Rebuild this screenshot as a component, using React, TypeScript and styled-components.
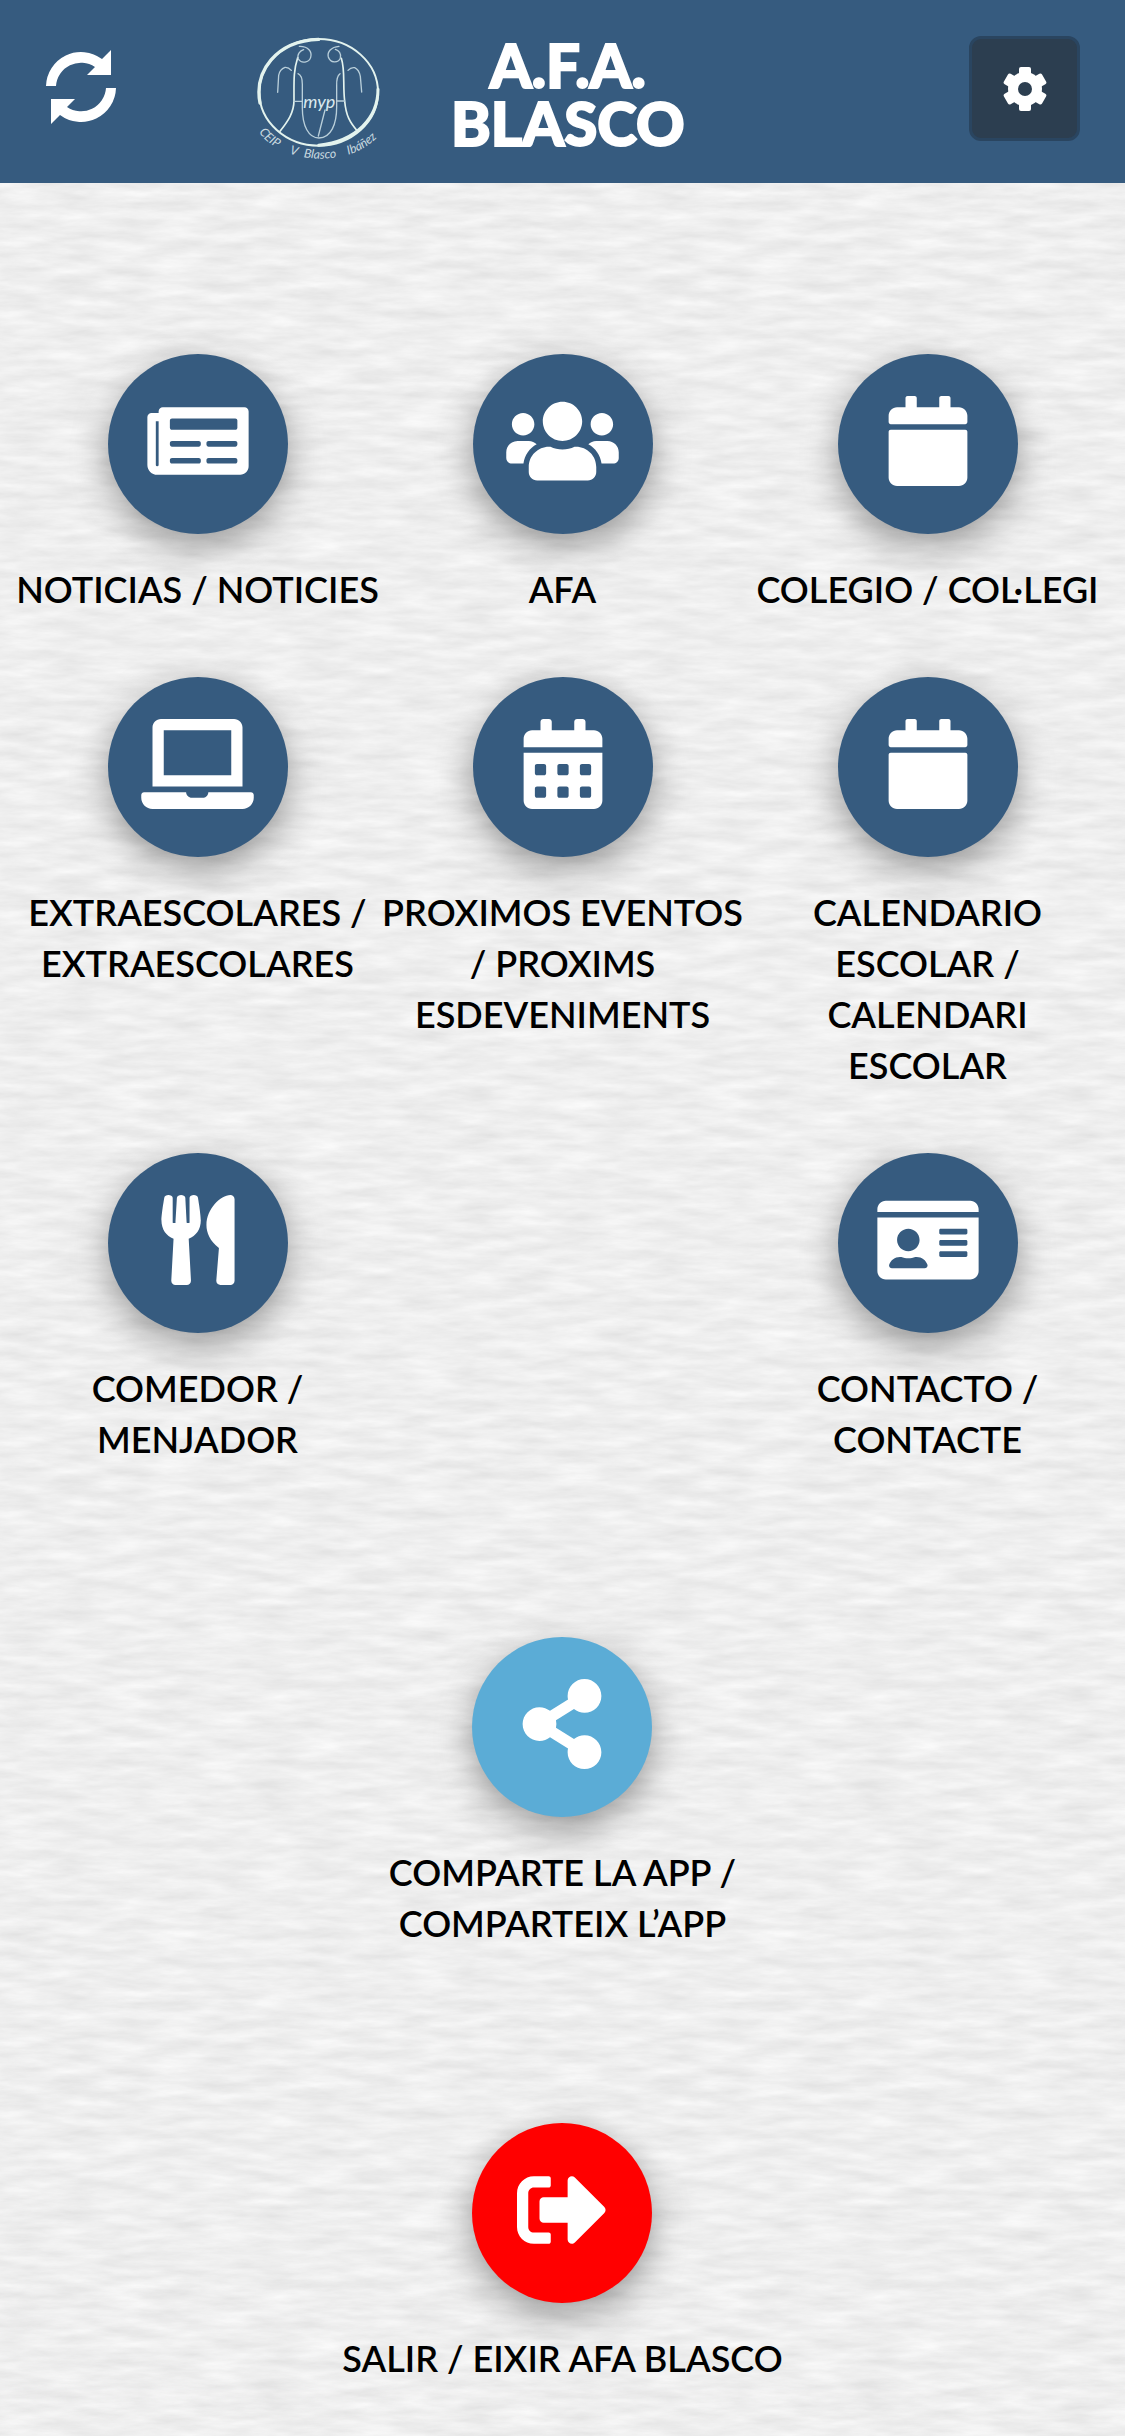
import React from 'react';
import styled, { createGlobalStyle } from 'styled-components';
import type { IconType } from 'react-icons';
import {
  FaCalendar,
  FaCalendarAlt,
  FaIdCard,
  FaLaptop,
  FaNewspaper,
  FaShareAlt,
  FaSignOutAlt,
  FaUsers,
  FaUtensils,
} from 'react-icons/fa';

const colors = {
  primary: '#365b7f',
  dark: '#2c3e50',
  share: '#5bacd6',
  exit: '#ff0000',
  paper: '#efefef',
  ink: '#000000',
};

// Horizontal-grain paper, generated as a seamless vector noise tile.
const paper = encodeURIComponent(
  `<svg xmlns="http://www.w3.org/2000/svg" width="600" height="600">
    <filter id="p" x="0" y="0" width="100%" height="100%" color-interpolation-filters="sRGB">
      <feTurbulence type="fractalNoise" baseFrequency="0.02 0.1" numOctaves="5" seed="7" stitchTiles="stitch"/>
      <feColorMatrix values="0.11 0 0 0 0.88  0.11 0 0 0 0.88  0.11 0 0 0 0.88  0 0 0 0 1"/>
    </filter>
    <rect width="600" height="600" filter="url(#p)"/>
  </svg>`
);

const GlobalStyle = createGlobalStyle`
  *, *::before, *::after { box-sizing: border-box; }
  body {
    margin: 0;
    background: ${colors.paper} url("data:image/svg+xml,${paper}");
    color: ${colors.ink};
    font-family: Lato, "Open Sans", sans-serif;
    text-rendering: optimizeLegibility;
  }
`;

const Header = styled.header`
  display: flex;
  align-items: center;
  height: 183px;
  padding: 0 45px;
  background: ${colors.primary};
`;

const RefreshButton = styled.button`
  display: flex;
  padding: 0;
  margin-bottom: 10px;
  border: 0;
  background: none;
  cursor: pointer;
`;

const Brand = styled.div`
  display: flex;
  align-items: center;
  flex: 1;
  gap: 66px;
  padding-left: 138px;
`;

const Emblem = styled.svg`
  flex: none;
  width: 130px;
  height: 125px;
  margin-top: 14px;
`;

const Title = styled.h1`
  margin: 4px 0 0;
  color: #fff;
  font-size: 60px;
  font-weight: 900;
  line-height: 58px;
  text-align: center;
  -webkit-text-stroke: 2px #fff;
`;

const SettingsButton = styled.button`
  display: flex;
  align-items: center;
  justify-content: center;
  width: 111px;
  height: 105px;
  margin-bottom: 6px;
  padding: 0;
  border: 3px solid #2a4560;
  border-radius: 12px;
  background: ${colors.dark};
  cursor: pointer;
`;

const Main = styled.main`
  padding: 171px 15px 48px;
`;

const Menu = styled.nav`
  display: grid;
  grid-template-columns: repeat(3, minmax(0, 1fr));
  row-gap: 62px;
`;

const Actions = styled.section`
  display: flex;
  flex-direction: column;
  align-items: center;
  gap: 174px;
  padding-top: 172px;
`;

const Tile = styled.a<{ $column?: number; $narrow?: boolean }>`
  display: flex;
  flex-direction: column;
  align-items: center;
  gap: 30px;
  grid-column: ${(p) => p.$column ?? 'auto'};
  max-width: ${(p) => (p.$narrow ? '33.33%' : 'none')};
  padding: 0;
  border: 0;
  background: none;
  color: inherit;
  font-family: inherit;
  font-size: 36px;
  font-weight: 600;
  line-height: 51px;
  text-align: center;
  text-decoration: none;
  text-rendering: inherit;
  cursor: pointer;
`;

const Disc = styled.span<{ $color: string; $iconWidth?: number }>`
  display: flex;
  align-items: center;
  justify-content: center;
  width: 180px;
  height: 180px;
  padding-bottom: 6px;
  border-radius: 50%;
  background: ${(p) => p.$color};
  box-shadow: 0 12px 36px rgba(0, 0, 0, 0.38);
  color: #fff;

  svg {
    width: ${(p) => p.$iconWidth ?? 90}px;
    height: 90px;
  }
`;

type Entry = { id: string; label: string; icon: IconType; iconWidth?: number; column?: number };

const entries: Entry[] = [
  { id: 'noticias', label: 'NOTICIAS / NOTICIES', icon: FaNewspaper, iconWidth: 102 },
  { id: 'afa', label: 'AFA', icon: FaUsers, iconWidth: 113 },
  { id: 'colegio', label: 'COLEGIO / COL·LEGI', icon: FaCalendar },
  { id: 'extraescolares', label: 'EXTRAESCOLARES / EXTRAESCOLARES', icon: FaLaptop, iconWidth: 113 },
  { id: 'eventos', label: 'PROXIMOS EVENTOS / PROXIMS ESDEVENIMENTS', icon: FaCalendarAlt },
  { id: 'calendario', label: 'CALENDARIO ESCOLAR / CALENDARI ESCOLAR', icon: FaCalendar },
  { id: 'comedor', label: 'COMEDOR / MENJADOR', icon: FaUtensils },
  { id: 'contacto', label: 'CONTACTO / CONTACTE', icon: FaIdCard, iconWidth: 102, column: 3 },
];

function RefreshIcon() {
  return (
    <svg width="72" height="74" viewBox="0 0 72 74" aria-hidden="true">
      <g id="loop-arrow" fill="#fff">
        <path d="M1 36A35 35 0 0 1 57 9L66 0V25H42L50 17A25 25 0 0 0 11 36Z" />
      </g>
      <use href="#loop-arrow" transform="rotate(180 36 37)" />
    </svg>
  );
}

function GearIcon() {
  return (
    <svg width="44" height="44" viewBox="-22 -22 44 44" aria-hidden="true">
      <g fill="#fff">
        {[0, 60, 120].map((angle) => (
          <rect key={angle} x="-6" y="-22" width="12" height="44" rx="2" transform={`rotate(${angle})`} />
        ))}
        <circle r="17" />
      </g>
      <circle r="7" fill={colors.dark} />
    </svg>
  );
}

function SchoolEmblem() {
  return (
    <Emblem viewBox="45 45 390 375" role="img" aria-label="Ampa CEIP V Blasco Ibáñez">
      <g fill="none" stroke="#e3f3ee" strokeLinecap="round" strokeLinejoin="round">
        <ellipse cx="236" cy="214" rx="178" ry="160" strokeWidth="6" />
        <path d="M60 246C42 150 108 60 236 55" strokeWidth="10" />
        <path d="M414 205C414 290 350 360 236 373" strokeWidth="9" />
        <g strokeWidth="5">
          <path d="M173 110C160 150 162 180 162 238C162 275 144 300 120 331" />
          <path d="M304 112C316 150 308 190 314 240C318 285 330 304 352 330" />
        </g>
        <g strokeWidth="4" stroke="#b9cfda">
          <path d="M178 76C205 75 217 93 212 109C207 125 184 129 175 114C170 99 181 89 191 86" />
          <path d="M297 76C273 78 261 93 265 108C271 127 294 127 301 112C305 98 296 88 286 85" />
          <path d="M113 214L116 163Q119 145 135 139Q145 138 154 148" />
          <path d="M365 213L361 166Q357 146 344 140Q333 138 324 148" />
          <path d="M174 158Q187 163 187 190V260C187 315 206 351 237 351C273 350 290 310 290 258V194Q289 166 300 158" />
          <path d="M162 241H187M290 240H314M255 267L235 345" />
        </g>
      </g>
      <text
        x="238"
        y="262"
        fill="#dbe9ee"
        fontFamily="Lato, sans-serif"
        fontSize="54"
        fontStyle="italic"
        fontWeight="400"
        textAnchor="middle"
      >
        myp
      </text>
      <path id="emblem-arc" d="M52 325C110 430 350 455 432 322" fill="none" />
      <g fill="#c9dae0" fontFamily="Lato, sans-serif" fontSize="37" fontStyle="italic">
        <text>
          <textPath href="#emblem-arc" startOffset="2%">CEIP</textPath>
        </text>
        <text>
          <textPath href="#emblem-arc" startOffset="28%">V</textPath>
        </text>
        <text>
          <textPath href="#emblem-arc" startOffset="38%">Blasco</textPath>
        </text>
        <text>
          <textPath href="#emblem-arc" startOffset="69%">Ibáñez</textPath>
        </text>
      </g>
    </Emblem>
  );
}

export default function App() {
  return (
    <>
      <GlobalStyle />
      <Header>
        <RefreshButton type="button" aria-label="Actualizar">
          <RefreshIcon />
        </RefreshButton>
        <Brand>
          <SchoolEmblem />
          <Title>
            A.F.A.
            <br />
            BLASCO
          </Title>
        </Brand>
        <SettingsButton type="button" aria-label="Ajustes">
          <GearIcon />
        </SettingsButton>
      </Header>
      <Main>
        <Menu>
          {entries.map(({ id, label, icon: Icon, iconWidth, column }) => (
            <Tile key={id} href={`#${id}`} $column={column}>
              <Disc $color={colors.primary} $iconWidth={iconWidth}>
                <Icon aria-hidden="true" />
              </Disc>
              <span>{label}</span>
            </Tile>
          ))}
        </Menu>
        <Actions>
          <Tile as="button" type="button" $narrow>
            <Disc $color={colors.share}>
              <FaShareAlt aria-hidden="true" />
            </Disc>
            <span>COMPARTE LA APP / COMPARTEIX L’APP</span>
          </Tile>
          <Tile as="button" type="button">
            <Disc $color={colors.exit}>
              <FaSignOutAlt aria-hidden="true" />
            </Disc>
            <span>SALIR / EIXIR AFA BLASCO</span>
          </Tile>
        </Actions>
      </Main>
    </>
  );
}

■ ■ ■ ■ ■

In the listing, find every line containing the word "components" and list it.

Rebuild this screenshot as a component, using React, TypeScript and styled-components.
import styled, { createGlobalStyle } from 'styled-components';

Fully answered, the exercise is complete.